▸ **Code that builds pages**:
◇ ◇ ◇

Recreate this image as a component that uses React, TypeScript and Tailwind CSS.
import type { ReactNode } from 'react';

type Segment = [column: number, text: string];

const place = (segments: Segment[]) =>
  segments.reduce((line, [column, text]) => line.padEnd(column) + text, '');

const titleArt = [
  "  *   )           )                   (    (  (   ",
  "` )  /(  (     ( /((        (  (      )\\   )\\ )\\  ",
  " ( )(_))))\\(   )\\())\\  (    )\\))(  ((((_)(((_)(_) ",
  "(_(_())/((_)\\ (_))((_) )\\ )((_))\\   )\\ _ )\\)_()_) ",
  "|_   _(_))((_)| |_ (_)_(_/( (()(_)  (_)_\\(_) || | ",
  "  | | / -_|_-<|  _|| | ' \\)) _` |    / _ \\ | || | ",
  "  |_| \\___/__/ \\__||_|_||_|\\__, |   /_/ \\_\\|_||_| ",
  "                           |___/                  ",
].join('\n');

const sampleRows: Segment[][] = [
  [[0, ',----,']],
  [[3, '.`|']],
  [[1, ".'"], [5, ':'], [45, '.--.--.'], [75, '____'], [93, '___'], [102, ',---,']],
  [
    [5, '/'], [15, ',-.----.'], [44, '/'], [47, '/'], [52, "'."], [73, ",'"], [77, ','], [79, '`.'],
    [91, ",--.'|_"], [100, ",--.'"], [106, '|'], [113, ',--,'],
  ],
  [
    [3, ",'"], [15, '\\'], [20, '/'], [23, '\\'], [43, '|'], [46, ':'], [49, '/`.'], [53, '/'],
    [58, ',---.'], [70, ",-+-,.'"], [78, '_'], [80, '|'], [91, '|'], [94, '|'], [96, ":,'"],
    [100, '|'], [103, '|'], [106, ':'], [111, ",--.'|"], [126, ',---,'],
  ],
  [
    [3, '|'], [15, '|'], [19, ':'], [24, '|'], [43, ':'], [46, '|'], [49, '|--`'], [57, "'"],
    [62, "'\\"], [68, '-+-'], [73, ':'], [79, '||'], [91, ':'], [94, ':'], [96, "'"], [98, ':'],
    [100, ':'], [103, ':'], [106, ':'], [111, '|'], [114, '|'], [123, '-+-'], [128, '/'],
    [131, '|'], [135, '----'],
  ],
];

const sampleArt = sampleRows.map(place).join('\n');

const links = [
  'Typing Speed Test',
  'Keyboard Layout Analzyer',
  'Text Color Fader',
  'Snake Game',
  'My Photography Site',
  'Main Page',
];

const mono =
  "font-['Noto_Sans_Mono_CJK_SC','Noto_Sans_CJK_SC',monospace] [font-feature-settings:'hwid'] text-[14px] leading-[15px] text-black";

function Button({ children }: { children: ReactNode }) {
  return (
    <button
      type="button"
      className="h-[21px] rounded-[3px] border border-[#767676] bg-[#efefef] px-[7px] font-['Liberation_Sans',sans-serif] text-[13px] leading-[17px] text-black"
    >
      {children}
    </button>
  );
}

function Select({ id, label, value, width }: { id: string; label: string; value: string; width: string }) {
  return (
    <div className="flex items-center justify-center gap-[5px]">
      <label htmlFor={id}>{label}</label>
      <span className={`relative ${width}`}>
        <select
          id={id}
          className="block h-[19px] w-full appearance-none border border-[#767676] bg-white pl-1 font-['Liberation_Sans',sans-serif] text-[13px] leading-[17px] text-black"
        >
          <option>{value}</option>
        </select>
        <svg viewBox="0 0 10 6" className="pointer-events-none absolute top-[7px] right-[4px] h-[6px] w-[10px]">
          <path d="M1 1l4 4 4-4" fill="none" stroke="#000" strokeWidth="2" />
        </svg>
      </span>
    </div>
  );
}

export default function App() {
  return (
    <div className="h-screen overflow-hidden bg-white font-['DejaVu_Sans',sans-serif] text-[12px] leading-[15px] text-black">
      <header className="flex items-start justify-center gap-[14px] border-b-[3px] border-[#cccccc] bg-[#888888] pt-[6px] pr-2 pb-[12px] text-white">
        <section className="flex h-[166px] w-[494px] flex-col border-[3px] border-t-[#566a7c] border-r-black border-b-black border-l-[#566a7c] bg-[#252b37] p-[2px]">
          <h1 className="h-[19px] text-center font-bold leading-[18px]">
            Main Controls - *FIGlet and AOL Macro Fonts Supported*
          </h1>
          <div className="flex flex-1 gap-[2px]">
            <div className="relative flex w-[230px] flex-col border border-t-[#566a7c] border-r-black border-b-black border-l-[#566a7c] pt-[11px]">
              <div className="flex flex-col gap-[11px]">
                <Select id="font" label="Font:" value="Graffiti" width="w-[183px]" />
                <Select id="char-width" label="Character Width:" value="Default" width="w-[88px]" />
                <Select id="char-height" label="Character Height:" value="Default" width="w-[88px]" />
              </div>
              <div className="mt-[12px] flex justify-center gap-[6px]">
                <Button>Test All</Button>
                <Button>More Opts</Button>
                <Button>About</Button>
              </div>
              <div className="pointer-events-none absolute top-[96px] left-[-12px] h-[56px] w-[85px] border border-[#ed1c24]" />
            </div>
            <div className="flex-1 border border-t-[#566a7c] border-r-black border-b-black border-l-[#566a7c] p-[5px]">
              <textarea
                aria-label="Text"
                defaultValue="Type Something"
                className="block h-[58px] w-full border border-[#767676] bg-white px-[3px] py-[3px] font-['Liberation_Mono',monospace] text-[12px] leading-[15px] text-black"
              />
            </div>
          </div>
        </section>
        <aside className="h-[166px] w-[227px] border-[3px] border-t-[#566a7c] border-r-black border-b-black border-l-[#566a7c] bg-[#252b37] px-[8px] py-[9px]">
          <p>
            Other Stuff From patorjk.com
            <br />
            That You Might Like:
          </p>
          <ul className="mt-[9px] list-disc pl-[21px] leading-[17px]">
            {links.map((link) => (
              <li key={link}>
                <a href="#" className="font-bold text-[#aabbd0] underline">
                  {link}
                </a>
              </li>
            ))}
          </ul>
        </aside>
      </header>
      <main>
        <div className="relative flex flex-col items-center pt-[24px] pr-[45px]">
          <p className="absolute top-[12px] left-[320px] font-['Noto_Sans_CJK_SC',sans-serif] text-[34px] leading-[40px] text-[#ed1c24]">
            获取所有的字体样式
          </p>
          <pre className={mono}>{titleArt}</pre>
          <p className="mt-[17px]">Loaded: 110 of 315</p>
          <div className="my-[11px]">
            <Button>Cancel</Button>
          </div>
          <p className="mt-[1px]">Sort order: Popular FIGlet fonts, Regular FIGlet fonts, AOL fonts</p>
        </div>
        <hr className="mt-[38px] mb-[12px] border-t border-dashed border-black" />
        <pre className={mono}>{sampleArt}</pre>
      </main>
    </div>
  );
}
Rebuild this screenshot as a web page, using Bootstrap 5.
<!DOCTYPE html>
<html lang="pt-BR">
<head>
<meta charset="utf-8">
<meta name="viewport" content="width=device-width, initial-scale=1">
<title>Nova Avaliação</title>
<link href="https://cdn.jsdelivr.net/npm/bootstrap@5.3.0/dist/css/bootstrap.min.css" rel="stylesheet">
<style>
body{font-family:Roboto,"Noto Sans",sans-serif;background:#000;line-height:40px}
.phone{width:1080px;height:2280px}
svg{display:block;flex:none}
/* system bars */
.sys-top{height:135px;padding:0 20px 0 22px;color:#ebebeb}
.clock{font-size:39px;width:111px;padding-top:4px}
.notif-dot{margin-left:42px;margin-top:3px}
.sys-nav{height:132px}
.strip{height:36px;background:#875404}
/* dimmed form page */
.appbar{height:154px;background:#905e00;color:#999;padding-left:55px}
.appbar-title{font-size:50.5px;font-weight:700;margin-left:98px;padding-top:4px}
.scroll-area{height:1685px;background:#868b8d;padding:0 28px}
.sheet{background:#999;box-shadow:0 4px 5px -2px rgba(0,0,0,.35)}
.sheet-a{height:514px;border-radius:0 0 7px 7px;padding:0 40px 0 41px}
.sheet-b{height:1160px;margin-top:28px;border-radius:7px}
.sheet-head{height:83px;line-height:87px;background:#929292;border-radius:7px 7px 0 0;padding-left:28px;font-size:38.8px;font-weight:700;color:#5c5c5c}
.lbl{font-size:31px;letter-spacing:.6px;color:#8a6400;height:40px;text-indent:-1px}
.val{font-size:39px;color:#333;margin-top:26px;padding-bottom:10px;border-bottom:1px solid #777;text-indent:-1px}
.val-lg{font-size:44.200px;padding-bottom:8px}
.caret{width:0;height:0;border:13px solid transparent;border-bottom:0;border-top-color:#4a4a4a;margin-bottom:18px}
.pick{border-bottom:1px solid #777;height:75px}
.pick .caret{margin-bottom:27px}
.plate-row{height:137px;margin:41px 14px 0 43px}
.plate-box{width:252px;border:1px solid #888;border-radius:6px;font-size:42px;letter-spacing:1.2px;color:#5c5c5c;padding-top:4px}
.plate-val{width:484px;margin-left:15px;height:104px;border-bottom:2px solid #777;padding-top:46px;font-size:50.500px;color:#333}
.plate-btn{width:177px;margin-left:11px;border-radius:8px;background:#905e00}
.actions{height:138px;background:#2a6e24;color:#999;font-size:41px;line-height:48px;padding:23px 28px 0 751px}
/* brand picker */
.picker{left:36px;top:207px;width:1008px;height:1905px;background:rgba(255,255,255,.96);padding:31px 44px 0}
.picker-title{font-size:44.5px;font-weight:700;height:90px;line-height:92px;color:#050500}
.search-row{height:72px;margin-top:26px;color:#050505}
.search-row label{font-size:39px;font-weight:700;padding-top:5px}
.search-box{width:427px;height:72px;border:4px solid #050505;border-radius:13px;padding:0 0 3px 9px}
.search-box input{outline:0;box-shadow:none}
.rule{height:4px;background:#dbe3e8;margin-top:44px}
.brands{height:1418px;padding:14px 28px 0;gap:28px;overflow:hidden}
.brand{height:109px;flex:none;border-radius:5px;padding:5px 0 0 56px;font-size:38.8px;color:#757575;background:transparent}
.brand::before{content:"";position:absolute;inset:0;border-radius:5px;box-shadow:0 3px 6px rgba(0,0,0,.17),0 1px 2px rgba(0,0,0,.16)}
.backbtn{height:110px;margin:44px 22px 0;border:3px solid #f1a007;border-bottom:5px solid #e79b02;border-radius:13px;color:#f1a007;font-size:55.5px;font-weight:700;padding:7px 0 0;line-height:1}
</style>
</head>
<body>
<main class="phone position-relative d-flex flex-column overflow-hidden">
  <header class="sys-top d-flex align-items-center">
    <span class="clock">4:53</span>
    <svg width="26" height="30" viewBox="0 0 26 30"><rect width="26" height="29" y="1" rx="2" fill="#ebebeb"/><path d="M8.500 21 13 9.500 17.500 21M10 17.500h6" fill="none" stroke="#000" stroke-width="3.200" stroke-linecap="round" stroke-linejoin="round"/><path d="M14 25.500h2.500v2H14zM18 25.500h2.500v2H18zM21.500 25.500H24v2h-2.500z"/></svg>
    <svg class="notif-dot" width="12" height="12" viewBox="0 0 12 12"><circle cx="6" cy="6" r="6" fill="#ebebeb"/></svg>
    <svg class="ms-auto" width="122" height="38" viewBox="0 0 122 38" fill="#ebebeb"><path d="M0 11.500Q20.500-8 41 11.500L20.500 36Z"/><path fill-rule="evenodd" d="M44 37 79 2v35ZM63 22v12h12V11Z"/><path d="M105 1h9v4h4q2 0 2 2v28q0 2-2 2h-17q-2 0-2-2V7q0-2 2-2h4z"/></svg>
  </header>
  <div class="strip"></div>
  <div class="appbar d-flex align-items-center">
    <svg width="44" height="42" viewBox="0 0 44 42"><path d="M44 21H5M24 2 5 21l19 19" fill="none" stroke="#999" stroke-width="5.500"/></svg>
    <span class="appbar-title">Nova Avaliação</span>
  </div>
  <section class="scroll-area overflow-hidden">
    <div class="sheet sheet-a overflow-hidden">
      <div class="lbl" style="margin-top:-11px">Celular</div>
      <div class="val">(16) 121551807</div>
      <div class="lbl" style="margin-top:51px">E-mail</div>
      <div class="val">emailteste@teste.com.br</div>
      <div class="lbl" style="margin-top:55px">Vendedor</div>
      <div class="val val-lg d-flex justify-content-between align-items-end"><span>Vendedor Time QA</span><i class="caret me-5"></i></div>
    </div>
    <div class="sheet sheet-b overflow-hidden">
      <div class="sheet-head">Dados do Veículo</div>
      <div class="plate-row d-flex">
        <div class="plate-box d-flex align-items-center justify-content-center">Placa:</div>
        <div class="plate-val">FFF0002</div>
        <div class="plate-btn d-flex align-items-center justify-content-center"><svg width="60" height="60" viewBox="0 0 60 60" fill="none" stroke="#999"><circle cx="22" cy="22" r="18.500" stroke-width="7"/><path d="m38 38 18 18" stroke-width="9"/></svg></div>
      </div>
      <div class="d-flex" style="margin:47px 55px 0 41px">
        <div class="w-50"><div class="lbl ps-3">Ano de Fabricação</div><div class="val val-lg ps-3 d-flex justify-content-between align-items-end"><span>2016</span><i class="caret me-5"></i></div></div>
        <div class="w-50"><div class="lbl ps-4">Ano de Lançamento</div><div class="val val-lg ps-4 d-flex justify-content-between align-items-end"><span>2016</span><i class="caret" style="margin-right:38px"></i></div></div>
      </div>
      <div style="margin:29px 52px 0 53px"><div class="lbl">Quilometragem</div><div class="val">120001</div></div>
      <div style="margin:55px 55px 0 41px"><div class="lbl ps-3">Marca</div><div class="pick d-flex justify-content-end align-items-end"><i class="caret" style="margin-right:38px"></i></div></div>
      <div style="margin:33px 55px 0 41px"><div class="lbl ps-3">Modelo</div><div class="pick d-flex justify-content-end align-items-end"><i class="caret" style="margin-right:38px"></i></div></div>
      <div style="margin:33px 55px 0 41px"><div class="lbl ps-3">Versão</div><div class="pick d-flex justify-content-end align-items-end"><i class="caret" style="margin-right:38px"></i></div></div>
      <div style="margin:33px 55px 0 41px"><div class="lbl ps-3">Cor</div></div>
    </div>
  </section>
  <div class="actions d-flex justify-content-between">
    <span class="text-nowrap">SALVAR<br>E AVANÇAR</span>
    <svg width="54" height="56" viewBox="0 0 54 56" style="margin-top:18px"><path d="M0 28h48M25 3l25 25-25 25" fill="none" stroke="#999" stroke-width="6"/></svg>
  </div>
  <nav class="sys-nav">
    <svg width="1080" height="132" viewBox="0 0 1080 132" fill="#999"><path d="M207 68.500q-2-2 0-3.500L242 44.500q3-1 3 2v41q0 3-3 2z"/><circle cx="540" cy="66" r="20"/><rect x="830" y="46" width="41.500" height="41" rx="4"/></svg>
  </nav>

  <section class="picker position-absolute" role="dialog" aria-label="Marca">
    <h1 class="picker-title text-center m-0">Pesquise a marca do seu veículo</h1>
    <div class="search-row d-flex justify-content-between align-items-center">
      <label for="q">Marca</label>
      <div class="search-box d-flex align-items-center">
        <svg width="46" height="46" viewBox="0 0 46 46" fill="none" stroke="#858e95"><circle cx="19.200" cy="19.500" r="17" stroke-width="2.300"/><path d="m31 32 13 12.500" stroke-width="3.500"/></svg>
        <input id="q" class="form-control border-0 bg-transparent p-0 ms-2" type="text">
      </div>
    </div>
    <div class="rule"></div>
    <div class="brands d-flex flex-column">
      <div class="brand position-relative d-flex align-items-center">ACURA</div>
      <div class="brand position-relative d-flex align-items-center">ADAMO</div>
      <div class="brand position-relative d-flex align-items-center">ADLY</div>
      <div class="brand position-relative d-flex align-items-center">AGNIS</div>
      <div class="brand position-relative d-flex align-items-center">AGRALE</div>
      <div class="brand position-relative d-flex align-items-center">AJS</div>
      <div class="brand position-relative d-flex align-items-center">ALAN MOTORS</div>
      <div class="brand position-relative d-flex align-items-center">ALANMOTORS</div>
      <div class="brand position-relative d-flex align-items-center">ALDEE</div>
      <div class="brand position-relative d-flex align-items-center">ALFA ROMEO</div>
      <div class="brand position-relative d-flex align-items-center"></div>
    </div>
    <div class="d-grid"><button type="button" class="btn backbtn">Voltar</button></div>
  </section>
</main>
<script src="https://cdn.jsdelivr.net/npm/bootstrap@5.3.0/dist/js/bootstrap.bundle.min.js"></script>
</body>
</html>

◇ ◇ ◇

▸ **WRITTEN PROBLEM**: Repeat only the lines above, from the first line of the entries through the line that contains "segments.reduce((line, [column, text])", including both ends.

▸ **THE OUTPUT**:
Recreate this image as a component that uses React, TypeScript and Tailwind CSS.
import type { ReactNode } from 'react';

type Segment = [column: number, text: string];

const place = (segments: Segment[]) =>
  segments.reduce((line, [column, text]) => line.padEnd(column) + text, '');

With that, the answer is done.